* [ENTRIES PROVIDED]:
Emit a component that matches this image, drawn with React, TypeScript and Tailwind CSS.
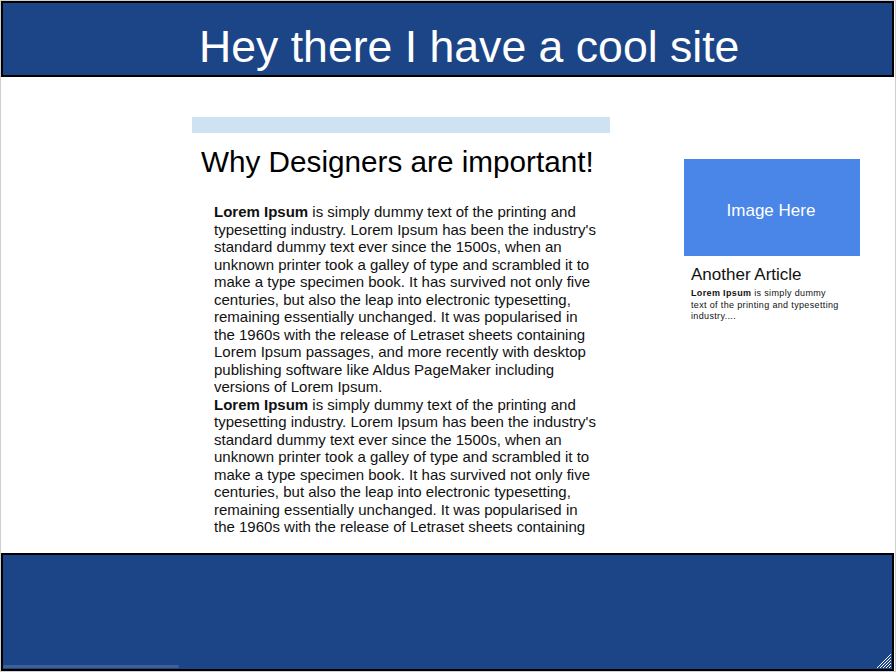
const para =
  " is simply dummy text of the printing and typesetting industry. Lorem Ipsum has been the industry's standard dummy text ever since the 1500s, when an unknown printer took a galley of type and scrambled it to make a type specimen book. It has survived not only five centuries, but also the leap into electronic typesetting, remaining essentially unchanged. It was popularised in the 1960s with the release of Letraset sheets containing Lorem Ipsum passages, and more recently with desktop publishing software like Aldus PageMaker including versions of Lorem Ipsum.";

function ResizeHandle() {
  return (
    <svg width="16" height="16" viewBox="0 0 16 16" className="absolute right-0 bottom-0">
      <g stroke="#ffffff" strokeWidth="1">
        <line x1="15" y1="1" x2="1" y2="15" />
        <line x1="15" y1="4" x2="4" y2="15" />
        <line x1="15" y1="7" x2="7" y2="15" />
        <line x1="15" y1="10" x2="10" y2="15" />
        <line x1="15" y1="13" x2="13" y2="15" />
      </g>
    </svg>
  );
}

export default function App() {
  return (
    <div
      className="w-[896px] h-[672px] border border-[#cfcfcf] bg-white flex flex-col overflow-hidden"
      style={{ fontFamily: '"Liberation Sans", Arial, sans-serif' }}
    >
      {/* Header */}
      <header className="w-[893px] h-[76px] shrink-0 border-2 border-black bg-[#1c4587]">
        <h1 className="pl-[196px] pt-[19px] text-[44.6px] leading-[50px] text-white">
          Hey there I have a cool site
        </h1>
      </header>

      {/* Main */}
      <main className="h-[476px] shrink-0 flex pl-[191px]">
        <section className="w-[418px] h-[460px] overflow-hidden">
          <div className="mt-[40px] h-[16px] bg-[#cfe2f3]" />
          <h2 className="mt-[12px] pl-[9px] text-[29.7px] leading-[34px] text-black">
            Why Designers are important!
          </h2>
          <div className="mt-[24px] pl-[22px] w-[410px] text-[15px] leading-[17.5px] text-[#111]">
            <p>
              <b>Lorem Ipsum</b>
              {para}
            </p>
            <p>
              <b>Lorem Ipsum</b>
              {para}
            </p>
          </div>
        </section>

        <aside className="ml-[74px] w-[176px] mt-[82px]">
          <div className="h-[97px] bg-[#4a86e8] flex items-center justify-center pt-[7px] pr-[2px] text-[17px] text-white">
            Image Here
          </div>
          <h3 className="mt-[9px] pl-[7px] text-[17px] leading-[20px] text-[#111]">
            Another Article
          </h3>
          <p className="mt-[3px] pl-[7px] w-[160px] text-[9px] leading-[11.5px] tracking-[0.35px] text-[#111]">
            <b>Lorem Ipsum</b> is simply dummy text of the printing and typesetting industry....
          </p>
        </aside>
      </main>

      {/* Footer */}
      <footer className="relative w-[893px] flex-1 border-2 border-black bg-[#1c4587]">
        <div className="absolute left-0 bottom-[1px] w-[176px] h-[3px] rounded-full bg-white/15" />
        <ResizeHandle />
      </footer>
    </div>
  );
}
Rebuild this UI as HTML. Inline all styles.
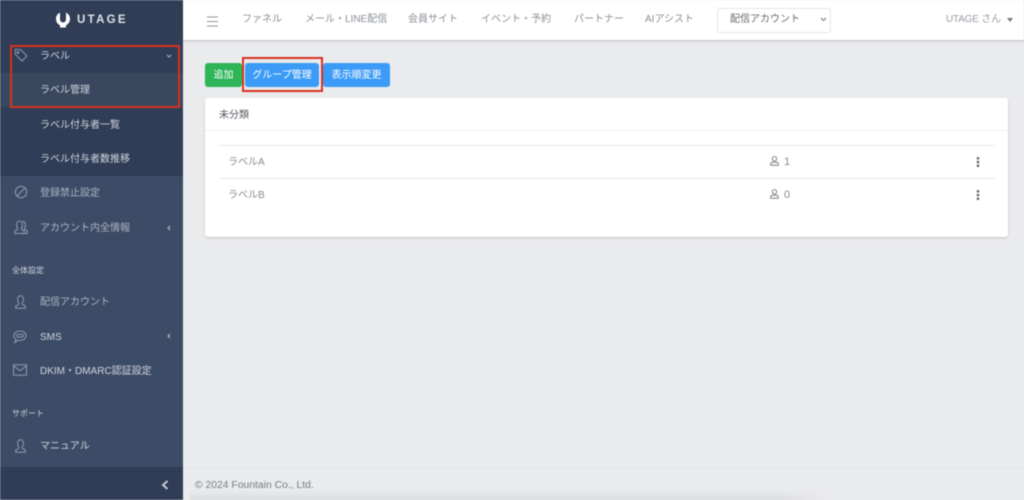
<!DOCTYPE html>
<html lang="ja">
<head>
<meta charset="utf-8">
<title>UTAGE</title>
<style>
*{box-sizing:border-box;margin:0;padding:0}
html,body{width:1024px;height:500px;overflow:hidden;background:#eaebed}
body{position:relative;font-family:"Liberation Sans","Noto Sans CJK JP",sans-serif;font-size:10px}
#wrap{position:absolute;left:0;top:0;width:1024px;height:500px;filter:blur(.4px)}
.a{position:absolute;white-space:nowrap}
svg{position:absolute;fill:none;overflow:visible}
.side{position:absolute;left:0;top:0;width:183px;height:500px;background:#3d4c66}
.m{position:absolute;left:40px;white-space:nowrap;color:#cfd5de;font-size:10px;line-height:14px}
.d{color:#aab3c2}
.h{position:absolute;left:12px;color:#cdd3dc;font-size:8px;line-height:12px;white-space:nowrap}
.nav{position:absolute;top:13px;color:#8a8f96;font-size:10px;line-height:14px;white-space:nowrap}
.ic{stroke:#8f9bb0;stroke-width:1}
.btn{position:absolute;top:63px;height:24px;border-radius:3px;color:#fff;font-size:10px;line-height:24px;text-align:center;white-space:nowrap}
</style>
</head>
<body>
<div id="wrap">
<div class="side"></div>
<div class="a" style="left:0;top:0;width:183px;height:73px;background:#2f3d56"></div>
<div class="a" style="left:0;top:73px;width:183px;height:34px;background:#3a485f"></div>
<div class="a" style="left:0;top:107px;width:183px;height:69px;background:#2f3d56"></div>
<div class="a" style="left:0;top:467px;width:183px;height:33px;background:#2f3d56"></div>

<svg style="left:55px;top:12px" width="16" height="16" viewBox="0 0 16 16"><path d="M5 .6v6.900a3 3 0 0 0 6 0V.6c2.300 1 4 3.200 4 6.200 0 3.200-1.700 5.400-4 6.500v2.200H5v-2.200C2.700 12.200 1 10 1 6.800 1 3.800 2.700 1.600 5 .6z" fill="#fff"/></svg>
<div class="a" style="left:77px;top:12px;font-size:11.500px;line-height:16px;font-weight:bold;color:#dfe3e9;letter-spacing:2.300px">UTAGE</div>

<svg class="ic" style="left:14px;top:48px" width="14" height="14" viewBox="0 0 14 14"><path d="M1 1.500h5.500l6.500 6.500-5 5-6.500-6.500z"/><circle cx="4" cy="4.500" r=".9"/></svg>
<div class="m" style="top:50px">ラベル</div>
<svg style="left:166px;top:54px" width="6" height="4" viewBox="0 0 6 4"><path d="M1 1l2 2 2-2" stroke="#aab3c2" stroke-width="1"/></svg>
<div class="m" style="top:84px">ラベル管理</div>
<div class="m" style="top:119px">ラベル付与者一覧</div>
<div class="m" style="top:153px">ラベル付与者数推移</div>

<svg class="ic" style="left:14px;top:185px" width="14" height="14" viewBox="0 0 14 14"><circle cx="7" cy="7" r="5.700"/><path d="M3 11l8-8"/></svg>
<div class="m d" style="top:187px">登録禁止設定</div>
<svg class="ic" style="left:14px;top:220px" width="14" height="14" viewBox="0 0 14 14"><path d="M.8 13.500v-2.700l2.700-1.300V8c-.7-.8-1-1.800-1-3C2.500 2.500 3.800 1 5.500 1s3 1.500 3 4c0 1.200-.3 2.200-1 3v1.500l2.700 1.300v2.700z"/><path d="M8.500 1.200c1.800 0 2.900 1.500 2.900 3.800 0 1.200-.3 2.200-.9 3v1.500l2.700 1.300v2.700h-2.500"/></svg>
<div class="m d" style="top:222px">アカウント内全情報</div>
<svg style="left:167px;top:225px" width="4" height="6" viewBox="0 0 4 6"><path d="M3 1L1 3l2 2" stroke="#bcc4d0" stroke-width="1"/></svg>

<div class="h" style="top:265px">全体設定</div>
<svg class="ic" style="left:15px;top:295px" width="11" height="14" viewBox="0 0 11 14"><path d="M.7 13.300v-2.300l3-1.500V8C3 7.200 2.600 6 2.600 4.500 2.600 2.300 3.800.8 5.500.8s2.900 1.500 2.900 3.700C8.400 6 8 7.200 7.300 8v1.500l3 1.500v2.300z"/></svg>
<div class="m d" style="top:296px">配信アカウント</div>
<svg class="ic" style="left:13px;top:330px" width="14" height="14" viewBox="0 0 14 14"><path d="M7 1c3.400 0 6 1.900 6 4.700s-2.600 4.700-6 4.700c-.7 0-1.300-.1-1.900-.2L1.800 12.500l1.200-2.900C1.700 8.700 1 7.300 1 5.700 1 2.900 3.600 1 7 1z"/><rect x="3.800" y="4.400" width="6.400" height="2.600" rx="1.300"/></svg>
<div class="m" style="top:331px;color:#cfd5de">SMS</div>
<svg style="left:167px;top:333px" width="4" height="6" viewBox="0 0 4 6"><path d="M3 1L1 3l2 2" stroke="#bcc4d0" stroke-width="1"/></svg>
<svg class="ic" style="left:13px;top:364px" width="14" height="12" viewBox="0 0 14 12"><rect x=".5" y=".8" width="13" height="10.400"/><path d="M.5 1.800l6.500 5 6.500-5"/></svg>
<div class="m" style="top:365px">DKIM・DMARC認証設定</div>

<div class="h" style="top:408px">サポート</div>
<svg class="ic" style="left:15px;top:439px" width="11" height="14" viewBox="0 0 11 14"><path d="M.7 13.300v-2.300l3-1.500V8C3 7.200 2.600 6 2.600 4.500 2.600 2.300 3.800.8 5.500.8s2.900 1.500 2.900 3.700C8.400 6 8 7.200 7.300 8v1.500l3 1.500v2.300z"/></svg>
<div class="m" style="top:440px">マニュアル</div>
<svg style="left:161px;top:480px" width="8" height="10" viewBox="0 0 8 10"><path d="M6.500 1L2 5l4.500 4" stroke="#c4cbd6" stroke-width="2"/></svg>

<div class="a" style="left:10px;top:45px;width:170px;height:63px;border:2px solid #d7321f"></div>

<!-- topbar -->
<div class="a" style="left:183px;top:0;width:841px;height:40px;background:#fff;box-shadow:0 1px 2px rgba(0,0,0,.2)"></div>
<svg style="left:207px;top:16px" width="11" height="11" viewBox="0 0 11 11"><path d="M0 1h11M0 5.500h11M0 10h11" stroke="#8f949a" stroke-width="1"/></svg>
<div class="nav" style="left:242px">ファネル</div>
<div class="nav" style="left:305px">メール・LINE配信</div>
<div class="nav" style="left:408px">会員サイト</div>
<div class="nav" style="left:481px">イベント・予約</div>
<div class="nav" style="left:574px">パートナー</div>
<div class="nav" style="left:645px">AIアシスト</div>
<div class="a" style="left:717px;top:8px;width:114px;height:25px;border:1px solid #e3e5e8;border-radius:3px;background:#fff"></div>
<div class="a" style="left:730px;top:13px;color:#666b72;font-size:10px;line-height:14px">配信アカウント</div>
<svg style="left:820px;top:17px" width="7" height="5" viewBox="0 0 7 5"><path d="M1 1l2.500 2.500L6 1" stroke="#777" stroke-width="1"/></svg>
<div class="nav" style="left:946px;color:#999da3;letter-spacing:-.2px">UTAGE さん</div>
<div class="a" style="left:1007px;top:18px;width:0;height:0;border:3px solid transparent;border-top:4px solid #777;border-bottom:0"></div>

<!-- buttons -->
<div class="btn" style="left:205px;width:37px;background:#2db557;padding-top:1px">追加</div>
<div class="btn" style="left:245px;width:74px;background:#3b9bf6;padding-top:1px">グループ管理</div>
<div class="btn" style="left:323px;width:67px;background:#3b9bf6;padding-top:1px">表示順変更</div>
<div class="a" style="left:242px;top:57px;width:81px;height:35px;border:2px solid #d7321f"></div>

<!-- card -->
<div class="a" style="left:205px;top:98px;width:803px;height:139px;background:#fff;border-radius:3px;box-shadow:0 1px 2px rgba(0,0,0,.18)"></div>
<div class="a" style="left:219px;top:109px;font-size:10px;line-height:14px;color:#555a60">未分類</div>
<div class="a" style="left:205px;top:130px;width:803px;height:1px;background:#eceef0"></div>
<div class="a" style="left:219px;top:145px;width:776px;height:1px;background:#e6e8ea"></div>
<div class="a" style="left:219px;top:178px;width:776px;height:1px;background:#e6e8ea"></div>
<div class="a" style="left:228px;top:156px;font-size:10px;line-height:14px;color:#85898f">ラベルA</div>
<div class="a" style="left:228px;top:189px;font-size:10px;line-height:14px;color:#85898f">ラベルB</div>

<svg style="left:770px;top:156px" width="9" height="10" viewBox="0 0 9 10"><circle cx="4.500" cy="2.800" r="2.200" stroke="#7d8188"/><path d="M.7 9.300V8c0-1.100 1-1.800 2-1.800h3.600c1 0 2 .7 2 1.800v1.300z" stroke="#7d8188"/></svg>
<div class="a" style="left:784px;top:155px;font-size:11px;line-height:14px;color:#85898f">1</div>
<svg style="left:770px;top:189px" width="9" height="10" viewBox="0 0 9 10"><circle cx="4.500" cy="2.800" r="2.200" stroke="#7d8188"/><path d="M.7 9.300V8c0-1.100 1-1.800 2-1.800h3.600c1 0 2 .7 2 1.800v1.300z" stroke="#7d8188"/></svg>
<div class="a" style="left:784px;top:188px;font-size:11px;line-height:14px;color:#85898f">0</div>

<svg style="left:976px;top:157px" width="4" height="10" viewBox="0 0 4 10"><g fill="#5e6268"><circle cx="2" cy="1.300" r="1.300"/><circle cx="2" cy="5" r="1.300"/><circle cx="2" cy="8.700" r="1.300"/></g></svg>
<svg style="left:976px;top:190px" width="4" height="10" viewBox="0 0 4 10"><g fill="#5e6268"><circle cx="2" cy="1.300" r="1.300"/><circle cx="2" cy="5" r="1.300"/><circle cx="2" cy="8.700" r="1.300"/></g></svg>

<!-- footer -->
<div class="a" style="left:183px;top:467px;width:841px;height:1px;background:#e1e3e6"></div>
<div class="a" style="left:195px;top:479px;font-size:10.300px;line-height:14px;letter-spacing:.03px;color:#777b81">© 2024 Fountain Co., Ltd.</div>
<div class="a" style="left:190px;top:490px;width:640px;height:10px;background:linear-gradient(to bottom,rgba(215,217,220,0),rgba(215,217,220,.8));-webkit-mask-image:linear-gradient(to right,#000 92%,transparent)"></div>
</div>
</body>
</html>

* [DO THIS]: Without the pictures, repeat the entries above line by line, from the first through the one that contains "typesetting industry. Lorem", both ends included.

* [SOLVED PROBLEM]:
Emit a component that matches this image, drawn with React, TypeScript and Tailwind CSS.
const para =
  " is simply dummy text of the printing and typesetting industry. Lorem Ipsum has been the industry's standard dummy text ever since the 1500s, when an unknown printer took a galley of type and scrambled it to make a type specimen book. It has survived not only five centuries, but also the leap into electronic typesetting, remaining essentially unchanged. It was popularised in the 1960s with the release of Letraset sheets containing Lorem Ipsum passages, and more recently with desktop publishing software like Aldus PageMaker including versions of Lorem Ipsum.";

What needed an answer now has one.